Mas os kinguilas, com a crise do petróleo e a falta de divisas, não ressurgiram só nas ruas. Surgiram onde não tinham surgido antes: nas redes sociais. Mais concretamente no Facebook. Há dólares, euros – e tudo se troca, em Lisboa ou Luanda, por kwanzas. Estão ali, em grupos privados e à distância de uma mensagem, os negociantes e os que procuram, desesperadamente, quem negoceie consigo. E negoceiam-se desde centenas a milhares de euros e dólares.

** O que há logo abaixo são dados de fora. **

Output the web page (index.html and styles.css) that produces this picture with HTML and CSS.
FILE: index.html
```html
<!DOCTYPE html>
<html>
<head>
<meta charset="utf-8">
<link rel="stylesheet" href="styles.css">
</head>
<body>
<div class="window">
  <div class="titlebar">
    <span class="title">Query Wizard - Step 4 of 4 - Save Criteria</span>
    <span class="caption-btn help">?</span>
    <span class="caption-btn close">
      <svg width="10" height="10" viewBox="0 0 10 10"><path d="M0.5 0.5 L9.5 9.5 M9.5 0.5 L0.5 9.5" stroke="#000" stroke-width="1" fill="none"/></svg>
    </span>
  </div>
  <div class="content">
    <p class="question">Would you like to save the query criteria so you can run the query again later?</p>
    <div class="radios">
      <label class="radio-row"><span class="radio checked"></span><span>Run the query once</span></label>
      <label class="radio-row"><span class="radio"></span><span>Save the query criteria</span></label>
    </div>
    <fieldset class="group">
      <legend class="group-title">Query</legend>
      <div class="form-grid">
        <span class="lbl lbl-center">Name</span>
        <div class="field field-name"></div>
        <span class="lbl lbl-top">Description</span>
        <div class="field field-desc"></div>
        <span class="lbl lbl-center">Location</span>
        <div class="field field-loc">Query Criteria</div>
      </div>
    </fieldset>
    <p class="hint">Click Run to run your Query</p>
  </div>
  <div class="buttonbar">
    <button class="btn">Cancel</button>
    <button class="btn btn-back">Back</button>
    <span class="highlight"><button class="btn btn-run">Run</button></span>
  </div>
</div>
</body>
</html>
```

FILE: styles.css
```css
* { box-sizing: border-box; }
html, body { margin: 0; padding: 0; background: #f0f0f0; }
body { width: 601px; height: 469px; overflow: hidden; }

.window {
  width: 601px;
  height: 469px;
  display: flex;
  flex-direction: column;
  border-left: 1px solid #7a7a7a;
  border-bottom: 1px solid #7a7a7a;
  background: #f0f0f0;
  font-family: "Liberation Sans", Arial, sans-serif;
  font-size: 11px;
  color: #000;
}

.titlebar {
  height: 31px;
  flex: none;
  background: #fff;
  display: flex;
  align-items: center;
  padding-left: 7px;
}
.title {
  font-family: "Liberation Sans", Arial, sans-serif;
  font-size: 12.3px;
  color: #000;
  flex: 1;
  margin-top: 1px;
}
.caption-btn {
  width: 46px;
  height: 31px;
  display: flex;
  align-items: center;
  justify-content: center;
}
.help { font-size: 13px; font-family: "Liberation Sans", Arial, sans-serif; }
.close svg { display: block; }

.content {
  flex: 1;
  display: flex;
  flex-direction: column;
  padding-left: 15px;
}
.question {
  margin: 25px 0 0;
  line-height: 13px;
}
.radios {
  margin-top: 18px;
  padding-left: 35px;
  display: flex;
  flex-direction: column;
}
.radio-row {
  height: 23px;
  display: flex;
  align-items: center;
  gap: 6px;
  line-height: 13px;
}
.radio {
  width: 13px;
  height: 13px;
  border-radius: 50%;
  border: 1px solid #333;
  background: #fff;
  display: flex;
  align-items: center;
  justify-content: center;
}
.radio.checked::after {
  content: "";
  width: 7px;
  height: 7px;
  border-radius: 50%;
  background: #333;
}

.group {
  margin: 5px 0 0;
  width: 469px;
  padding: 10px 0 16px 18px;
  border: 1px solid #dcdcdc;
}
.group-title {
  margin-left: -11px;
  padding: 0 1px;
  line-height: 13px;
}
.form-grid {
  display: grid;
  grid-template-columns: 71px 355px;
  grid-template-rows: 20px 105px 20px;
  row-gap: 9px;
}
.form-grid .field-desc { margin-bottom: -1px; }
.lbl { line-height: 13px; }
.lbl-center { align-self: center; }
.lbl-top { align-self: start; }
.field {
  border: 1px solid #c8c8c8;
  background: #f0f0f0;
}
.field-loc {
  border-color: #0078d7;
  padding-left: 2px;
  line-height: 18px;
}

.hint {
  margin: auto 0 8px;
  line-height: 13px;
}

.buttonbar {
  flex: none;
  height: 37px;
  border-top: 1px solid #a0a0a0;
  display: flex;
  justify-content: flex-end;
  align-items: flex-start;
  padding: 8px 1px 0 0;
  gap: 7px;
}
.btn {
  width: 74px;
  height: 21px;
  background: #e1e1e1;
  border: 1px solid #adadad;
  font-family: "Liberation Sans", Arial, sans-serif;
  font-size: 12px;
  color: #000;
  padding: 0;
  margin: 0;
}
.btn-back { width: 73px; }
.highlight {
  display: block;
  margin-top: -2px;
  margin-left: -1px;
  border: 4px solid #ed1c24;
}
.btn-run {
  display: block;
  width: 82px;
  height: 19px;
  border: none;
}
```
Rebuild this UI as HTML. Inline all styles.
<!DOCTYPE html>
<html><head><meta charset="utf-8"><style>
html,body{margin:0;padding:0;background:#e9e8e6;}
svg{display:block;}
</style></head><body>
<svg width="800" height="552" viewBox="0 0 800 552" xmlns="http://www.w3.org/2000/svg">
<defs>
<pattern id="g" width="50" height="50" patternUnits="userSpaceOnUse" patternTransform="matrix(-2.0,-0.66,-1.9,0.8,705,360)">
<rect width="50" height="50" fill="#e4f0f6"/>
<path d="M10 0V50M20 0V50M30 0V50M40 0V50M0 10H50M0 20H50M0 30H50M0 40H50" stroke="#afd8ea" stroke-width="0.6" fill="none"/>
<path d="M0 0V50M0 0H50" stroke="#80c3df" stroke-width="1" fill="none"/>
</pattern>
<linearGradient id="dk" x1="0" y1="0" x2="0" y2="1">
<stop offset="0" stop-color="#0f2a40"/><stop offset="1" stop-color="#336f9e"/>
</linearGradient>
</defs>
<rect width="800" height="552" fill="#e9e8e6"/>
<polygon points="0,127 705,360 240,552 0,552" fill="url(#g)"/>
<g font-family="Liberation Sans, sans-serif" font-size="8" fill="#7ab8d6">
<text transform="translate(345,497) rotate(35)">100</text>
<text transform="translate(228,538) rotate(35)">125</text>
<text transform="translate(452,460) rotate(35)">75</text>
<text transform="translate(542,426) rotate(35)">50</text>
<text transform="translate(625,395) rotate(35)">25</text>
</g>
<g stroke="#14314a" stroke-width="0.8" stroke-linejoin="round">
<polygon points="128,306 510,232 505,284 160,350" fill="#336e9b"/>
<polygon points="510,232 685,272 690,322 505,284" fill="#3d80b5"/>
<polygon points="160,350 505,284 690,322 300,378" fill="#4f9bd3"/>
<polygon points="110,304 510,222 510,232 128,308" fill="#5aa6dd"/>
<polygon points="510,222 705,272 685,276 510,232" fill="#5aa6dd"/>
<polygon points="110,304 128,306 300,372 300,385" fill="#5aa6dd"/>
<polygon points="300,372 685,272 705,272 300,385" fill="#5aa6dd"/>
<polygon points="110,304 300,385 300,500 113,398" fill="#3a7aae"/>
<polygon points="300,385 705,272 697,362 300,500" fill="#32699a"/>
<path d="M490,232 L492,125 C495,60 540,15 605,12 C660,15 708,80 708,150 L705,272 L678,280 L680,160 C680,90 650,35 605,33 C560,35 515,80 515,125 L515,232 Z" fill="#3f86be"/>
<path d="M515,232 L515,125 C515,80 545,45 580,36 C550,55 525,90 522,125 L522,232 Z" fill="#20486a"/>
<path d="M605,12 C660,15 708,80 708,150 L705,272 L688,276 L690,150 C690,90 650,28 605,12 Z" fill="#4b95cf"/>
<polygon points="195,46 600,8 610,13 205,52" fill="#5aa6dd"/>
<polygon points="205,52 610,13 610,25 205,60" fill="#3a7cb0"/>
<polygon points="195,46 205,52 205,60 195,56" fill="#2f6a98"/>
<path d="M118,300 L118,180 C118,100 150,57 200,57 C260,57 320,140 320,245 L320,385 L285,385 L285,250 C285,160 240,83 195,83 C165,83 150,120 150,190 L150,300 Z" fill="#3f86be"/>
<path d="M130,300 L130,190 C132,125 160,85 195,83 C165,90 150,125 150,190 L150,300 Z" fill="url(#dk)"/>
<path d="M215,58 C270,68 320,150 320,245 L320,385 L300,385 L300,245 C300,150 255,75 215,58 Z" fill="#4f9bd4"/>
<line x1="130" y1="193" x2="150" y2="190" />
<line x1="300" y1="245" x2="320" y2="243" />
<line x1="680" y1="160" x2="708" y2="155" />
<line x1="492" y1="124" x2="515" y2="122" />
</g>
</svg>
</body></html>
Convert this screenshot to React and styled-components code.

Às claras.
facebook-kwanzas

80 mil com ordenados em atraso?

Angola foi, por anos a fio e durante a última década, um paraíso para as empresas portuguesas investirem e para muitos portugueses emigrarem em troca de salários que nunca iriam conseguir obter em Portugal. Foi uma tempestade perfeita: a crise em Portugal convidava a sair; o dinheiro que por cá escasseava, na petroeconomia angolana havia a rodos, e o Estado angolano, com a economia em expansão, queria gastá-lo, queria crescer. E crescer envolvia construir tudo o que anos e anos de Guerra Civil destruíram ou impediram que se construísse.